Der Hanf wurde in großen Wasserbecken geröstet und in der Werkhalle in zwei riesigen Aggregaten getrocknet. Sodann lief der Hanf teilweise durch eine Dreschmaschine zur Gewinnung der Hanfkörner als Saatgut oder auch als Vogelfutter. Die größte Menge gelangte aber aus dem Trockner in sechs Knickmaschinen. Darin wurde der Hanf gebrochen, um die Faser von dem holzigen Teil zu trennen. Im nächsten Arbeitsgang wurde die Hanffaser von den Schäben befreit. Das Werg wurde in einer weiteren Maschine zu einem armstarken Band geformt, dessen lange Schlangen in Stücke geschnitten, zu großen Ballen gepresst und in Waggons verladen wurden. Bei der Bastfaser GmbH in Wuppertal wurde das Werg chemisch aufgeschlossen, vom Pflanzenleim befreit und in feinste Fasern zerlegt. Damit wurden nicht nur Bindfäden aller Stärken, Taue und Seile hergestellt, sondern vor allem auch Bekleidungsstoffe: vom gröbsten Stoff bis zum feinsten (Hanf-) Leinen.
Sieben solcher Hanfaufbereitungswerke wie in Rhinow soll es damals im Deutschen Reich gegeben haben, schrieb Paul Matthias. Dazu gehörten die vier großen Betriebe in Konstadt (Oberschlesien), in Schneidemühl (Grenzmark), im bayerischen Schrobenhausen und in Fehrbellin, außerdem meinte er vermutlich die Werke in Bergerdamm bei Nauen und im badischen Bruchsal.
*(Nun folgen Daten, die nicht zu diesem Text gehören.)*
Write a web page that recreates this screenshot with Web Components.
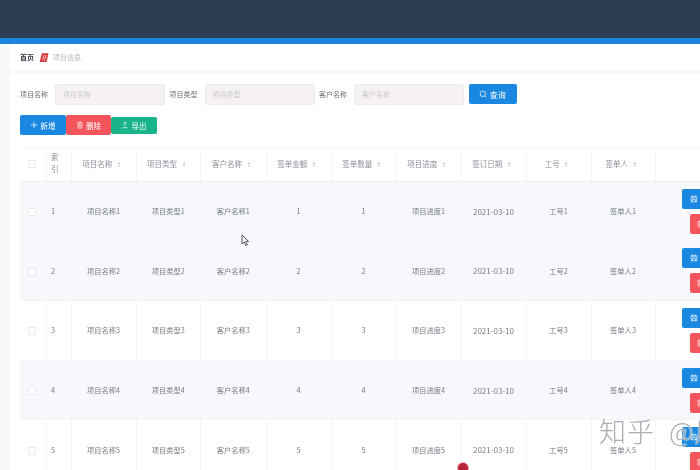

Angesichts des Arbeitskräftemangels während des Zweiten Weltkrieges betrieb die Gestapo in Rhinow zwischen dem Frühjahr und dem Sommer 1942 ein Arbeitserziehungslager für bis zu 350 weibliche Häftlinge. Wie aus den Lohnlisten hervorgeht, waren dies polnische Kriegsgefangene, niederländische und sowjetische Zwangsarbeiterinnen. Das Lager wurde in die Hanf- und Flachsröste nach Fehrbellin verlegt. Anschließend arbeiteten in Rhinow bis zum Kriegsende Frauen des „Zuchthauskommandos Rhinow/Mark bei der Bastfaser GmbH“ aus dem Frauen-Zuchthaus Cottbus und dem Frauenjugendgefängnis Berlin-Lichtenberg. Forschungsergebnisse dazu gibt es hier:
http://www.billard-rhinow.de/unterseiten/arbeitslager.html
Nach dem Zweiten Weltkrieg gehörte der Betrieb in Rhinow zum VEB Märkische Bastfaserwerke in Fehrbellin. Mit der Produktionsumstellung hin zu Kunststoffen änderte der Betrieb 1974 seinen Namen in VEB Plakotex (Abkürzung für: Plastbeschichtung und Konfektion technischer Textilien). Was in dem Betriebsteil in Rhinow nach dem Krieg genau passierte, ist noch unklar. Die letzten Reste des Werkes wurden jedenfalls im Winter und Frühjahr 2021 abgerissen.
Im Vorfeld zu unserer Sommerakademie, im frühen Stadium der Planung, auf der Suche nach einem geeigneten Ort, sind Ute Fürstenberg und ich noch im Herbst 2020 zwischen den Ruinen herumgelaufen.
Ja, selbst die Reste der Gebäude waren noch beeindruckend. Schade, dass wir nicht fotografiert haben.
Danke für diesen erhellenden Artikel – es ist immens wichtig, um die Vergangenheit eines Ortes zu wissen, um ihn in seiner heutigen Gestalt zu verstehen.